Ele já foi jornaleiro, trocador de ônibus, serralheiro e mecânico. Entre 1962 e 1966, jogou nas categorias de base do Atlético-MG, mas uma contusão no joelho o fez desistir do sonho da bola e por os pés no chão. A realidade de ter que ganhar grana e se sustentar falou mais alto. Aos 20 anos, iniciou a carreira como treinador. Desde então, Renato Neves Sobrinho, de 62 anos, respira futebol e, além de ter comandado equipes juvenis em clubes da capital e times amadores, descobriu talentos que fizeram a alegria de algumas das maiores torcidas do país.

No fim dos anos 1980, o atacante Euller jogava no Venda Nova, clube amador de Belo Horizonte. Renato o viu jogar uma vez, o suficiente para ver no Filho do Vento, como posteriormente ficou conhecido, qualidades para se tornar um grande jogador e o levar para o América-MG.

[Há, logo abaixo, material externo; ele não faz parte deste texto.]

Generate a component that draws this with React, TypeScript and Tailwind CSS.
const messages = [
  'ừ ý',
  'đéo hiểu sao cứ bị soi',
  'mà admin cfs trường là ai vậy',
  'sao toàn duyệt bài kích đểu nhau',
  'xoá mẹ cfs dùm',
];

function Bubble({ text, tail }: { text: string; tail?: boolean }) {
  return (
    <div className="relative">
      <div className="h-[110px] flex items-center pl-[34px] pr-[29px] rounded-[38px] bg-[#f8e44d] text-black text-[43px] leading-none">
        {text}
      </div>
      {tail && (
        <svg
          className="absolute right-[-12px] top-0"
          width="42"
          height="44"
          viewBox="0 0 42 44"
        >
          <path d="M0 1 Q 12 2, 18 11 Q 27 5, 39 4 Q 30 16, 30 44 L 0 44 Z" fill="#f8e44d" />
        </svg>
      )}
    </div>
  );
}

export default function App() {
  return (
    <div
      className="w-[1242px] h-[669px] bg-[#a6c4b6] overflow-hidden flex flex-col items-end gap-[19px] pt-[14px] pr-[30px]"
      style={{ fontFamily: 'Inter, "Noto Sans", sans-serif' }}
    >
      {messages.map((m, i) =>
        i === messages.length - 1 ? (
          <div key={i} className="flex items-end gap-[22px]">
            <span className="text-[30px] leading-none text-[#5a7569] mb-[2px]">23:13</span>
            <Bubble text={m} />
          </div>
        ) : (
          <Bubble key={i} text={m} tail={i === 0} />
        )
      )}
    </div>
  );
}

“Achei que era bom de bola demais. Eu disse: ‘O América tem alguns jogadores aqui que vão vencer, você é um deles’. O domínio de bola dele em velocidade me chamou atenção.”

Euller jogou em grandes clubes como Atlético-MG, São Paulo, Palmeiras e Vasco, tem no currículo títulos nacionais e internacionais e vestiu a camisa da Seleção Brasileira.

Além do atacante Euller, as carreiras do lateral-esquerdo Ronaldo Luís e do meio-campo Palhinha tiveram o dedo e o olhar de Renato. Foi ele quem indicou os jogadores, que estavam no Santa Tereza, para o América-MG, onde começaram a carreira profissional e de lá saíram, em 1992, para grandes clubes, como o São Paulo – os dois foram bicampeões da Copa Libertadores da América e do Mundial Interclubes pelo clube paulista. Além de ter colecionado vários títulos no futebol amador, quando o assunto era revelar talentos, Renato tinha credibilidade.

“Sempre me ligavam: ‘Olha, tem um menino bom de bola aqui’. E eu ia lá ver”, lembra. Hoje, descobrir aquele jogador que pode brilhar nos gramados, na opinião de Renato, é mais difícil.

“O menino bom de bola de 15 anos já tem a figura do empresário. Isso dificulta um pouco as coisas”, afirma. Outra barreira é a escassez de campos de várzea em Belo Horizonte:

“Esses espaços acabaram, agora se está buscando retomar essa cultura. Há 20 anos, o olheiro saía de casa e, só pela manhã, num raio de cinco quilômetros, rodava 16 campos”. Um bom porte físico, noção de espaço, colocação dentro de campo, habilidade e domínio de bola são características essenciais para quem quer se dar bem nos gramados. Segundo Renato, há 30 anos valorizava-se mais a habilidade, hoje a história é um pouco diferente.

“É uma correria danada. Os clubes valorizam muito a força física. Não sou contra, mas deve-se aliar qualidade técnica a preparo físico”.

Disponibilidade de tempo é fundamental para o olheiro, que assim poderá ir aos campos e quadras em busca dos tão procurados craques.
“É na várzea que se descobre o jogador”, aponta.

Nos mais de 40 anos trabalhando com futebol, os amigos que fez são sua maior alegria, mas Renato não esconde que ver um atleta que foi descoberto por ele fazer sucesso tem um gosto especial.

“Esse aí tem a minha mão”, diz, estampando um sorriso de missão cumprida.